Wall Street remains bullish on cooler maker Yeti (YETI -7.13%), with a raft of analysts recently raising their price targets on the stock, implying as much as 30% upside inherent in its shares. The durability and quality of their construction has made Yeti coolers synonymous with outdoor adventure, a not inconsequential association at a time when interest in outdoor recreation is still running high.
While Yeti already has a number of rivals, there's a new one arriving soon. While not likely to unseat Yeti's dominance, it could pose a headache for the cooler maker.
Remington Ammunition has announced it has entered into a licensing deal with Blackbird Products Group, the parent of Mammoth Coolers -- a brand that has a reputation, if not the marketing muscle, equal to Yeti.
At first glance it seems an odd divergence from the ammo maker's circle of competence, but this isn't Remington's first foray into the cooler market. It was acquired last year by Vista Outdoor (VSTO -1.84%), an outdoor gear manufacturer and the maker of the market-leading Federal Premium brand of ammunition.
Vista paid $81.4 million last year to acquire Remington's Arkansas manufacturing facility, its intellectual property, and its accessories business, with an eye toward expanding into verticals that support the shooting sports.
Among those accessories was an existing cooler line developed in partnership with Grizzly, a similarly situated manufacturer to Mammoth and Yeti. Now it appears Remington is licensing its brand to Blackbird and intends to roll out a full line of coolers, drinkware, and accessories that "deliver high-quality products to hunters and shooters focusing on the iconic Remington brand's commitment to the outdoor lifestyle."
Still seeing monster growth
Yeti probably gave the announcement a shrug. It just reported sales surged 42% in the first quarter to $248 million as drinkware sales jumped 32% and cooler sales rocketed 57% higher.
With Remington's business primarily ammunition, and a big ammo shortage occupying management's attention, a new brand deal from a potential rival probably won't be given much thought. But a Remington lineup of outdoor products could catch on with sportsmen.
Not only is Remington ammo held in high regard, but its former parent's demise never sat well with gun owners, so there is a certain affinity for the brand that remains. Also, Yeti never fully returned to the good graces of some gun owners after its dustup with the National Rifle Association in 2018 following the Parkland school shootings.

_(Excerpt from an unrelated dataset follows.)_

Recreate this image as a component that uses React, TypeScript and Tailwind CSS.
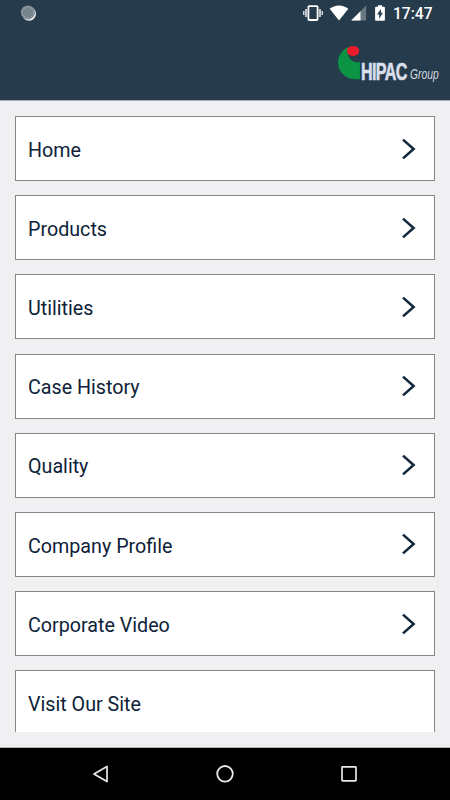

Miscommunication or misdirection?
Yeti ended a discount program it had offered to NRA members in the wake of the shootings, and while it contends the brouhaha was a misunderstanding -- it was still offering discounts, but only the sort it gave to other organizations -- the NRA said Yeti would not honor a previously placed order because of the tragedy and immediately ended a long-standing agreement between the two. The blowback was immediate.
NRA members who owned Yeti coolers began blowing them up, shooting them up, and otherwise finding creative ways to disassociate themselves from the cooler maker. Although the NRA eventually called for a cease fire, ill feelings toward Yeti still run strong among gun owners.
Although Yeti's years of growth since indicate consumers did not pay much mind to the boycott, a well-marketed Remington-branded cooler could eat into sales that would otherwise have gone to Yeti.
Value is the key
Considering Remington already has a branded cooler on the market, I wouldn't go dumping my Yeti stock over this new partnership with Mammoth Cooler's parent. After all, a sharp spike in Remington coolers would also represent a potential loss of sales for Mammoth, something that's hard to imagine Blackbird would allow.
But I would continue to watch Vista Outdoor. The outdoor gear and accessories maker had a banner year itself, reporting record results with the shooting sports segment leading to higher revenue and profits for the company. It forecasts sales will continue their meteoric rise for the fiscal first quarter and is expecting profits to surge 67% for the period.
Over the past year Vista's stock is up more than 400% in value versus a 40% gain in the S&P 500. Remington coolers might not cause that trajectory to rise any more steeply than it would when they're launched later this year, but they also won't impede the outdoor gear company's advance either.
Vista Outdoor trades at just nine times earnings, a fraction of its projected earnings growth, and at a bargain basement eight times the free cash flow it produces -- all at significant discounts to Yeti's valuation. This outdoor gear and ammo maker may just be the better stock to buy.